Episode Guide

This adventure is aimed at letting everyone have fun making up and participating in a story that's like an episode of the 1970s Super Friends TV show. It isn't supposed to be about overcoming obstacles, defeating challenges, effectively using resources, or similar things that are frequently associated with roleplaying games. It's a given that the Super Friends are going to win, that you're going to save the day and triumph over the forces of injustice and villainy. That's why your powers describe what you can do but not how effective they are. If you say they work, they work.

What it is supposed to be about is mutually creating an interesting story that lets everyone participate equally, use their character's powers, perform their character's schticks, and enjoy the humour inherent in the game setting. To achieve this goal, there's a number of gaming conventions everyone needs to follow.

  1. Spotlight light should be shared equally between players. Sure, Superman can probably handle every emergency that's going to come up during the adventure by himself, and do a better job in many circumstances than some of his teammates, but that doesn't mean Superman should. One of the themes of the Super Friends was the value of friendship and teamwork: by working together, you can accomplish more than by working individually. As GM, one of my roles is to make sure spotlight time is fairly distributed.
  2. Players should cooperate, not compete. There's no benefit in trying to perform all your schticks before someone else does, for example, or stopping someone using one of their powers. Everyone's here to have fun, so work with the others to that end. It can only improve your chance of being the Best Player of your character(s), or of the event.
  3. Character control should be respected. Each player has complete control over what their character does: you can't, for example, describe how another player's character makes a fool of themselves. You can make that suggestion, but it's up to the player to decide if that's what they want to happen to their character. Likewise, the GM controls the game setting. I welcome suggestions, but sometimes I may say no. One of my other roles as GM is to make sure the game emulates the TV show as much as possible: I'm only going to override your control over your characters if what you're doing harms that goal.

So, what's involved in making the game like the TV show? Here's some key genre conventions that you should keep in mind throughout the adventure.

  1. No hitting, no hurting. It's a children's show, so you can't do anything violent to another character. Never punch people, use Bat-nerve gas, or club them with redwoods. You shouldn't even grab people very much: that's a villainous thing to do. Solomon Grundy, one of the "scariest" members of the Legion of Doom, not only grabs people, he also shakes them. That's just wrong on so many levels. When you want to defeat people, trap them in barrels, wrap batarangs around them, roll them up into hay bales, and so on. Use your imaginations.
  2. Explain everything. Remember, people don't notice things that aren't spelled out in excruciating detail, plus they don't see things that are occuring on the screen unless someone tells them they're happening. If rocks are falling from the sky on innocent bystanders, the Super Friends should be saying something like,

    "Look! Rocks are falling from the sky!"
    "Holy Rolling Stones, Batman! The rocks are going to hit those teenagers!"
    "I'll use my expanding Bat-shield to protect them."
    "Good work, Batman! Your Bat-shield did the trick!"

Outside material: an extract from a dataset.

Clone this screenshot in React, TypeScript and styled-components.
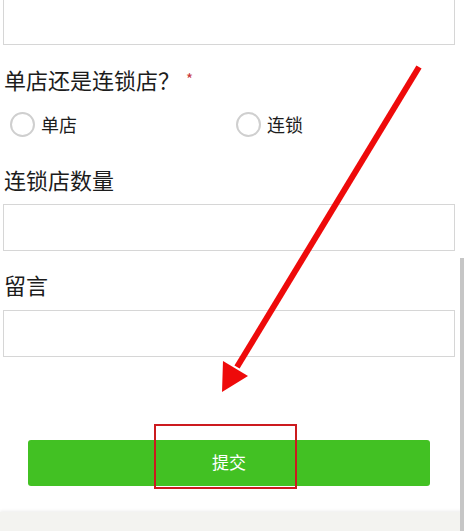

  3. Talk with exclamation marks. Everything should be exciting, just like in the comics! Make it short, make it punchy, and (with the exception of Apache Chief) make it fast! You too can do this, too! Now!!
  4. Moral lessons can be found everywhere. Watching a TV cartoon wasn't just fun, they're also a didactic experience full of learning opportunities. As well as the obvious moral lessons that "crime doesn't pay" and "working together achieves more than working alone", there's scope for all manner of positive, uplifting messages. Work them in whenever you can.
  5. Superscience is bad science. Things don't have to make sense, or be physically possible, let along plausible. Flying really, really fast should cause a sonic boom, but it doesn't. Growing really tall should cause all manner of problems with the square-cube rule, but it doesn't. Just relax and make stuff up: I won't know any better, and neither will the viewers at home.
  6. Everything is taken seriously, no matter how ludicrous or absurd. Regardless of how funny you find something, your character should treat it in a matter-of-fact manner and view it as reasonable. Giant puppets with strings descending from clouds and threatening to convert the world's oceans into rain-clouds controlled by the Legion of Doom? That's a fiendish plot that has to be treated as a major risk to all that's good, not a laughable suggestion that could never work and that no sensible person would even consider for a second.
  7. Characters often find that that they've "got to do something … and fast!", that they have "only one chance!" and that they've "got to do things just right!".
  8. Members of the Super Friends are frequently captured, weakened, or placed at a disadvantage that can only be overcome by the help of other Super Friends.
  9. Ultimately, nothing changes. The underlying situation cannot be changed by your actions: the Super Friends will succeed, the Legion of Doom's plan will be foiled but they will escape, everyone will laugh at Zan making a fool of himself being afraid of Gleek at the end of the episode. Play your parts, and let everyone else play theirs.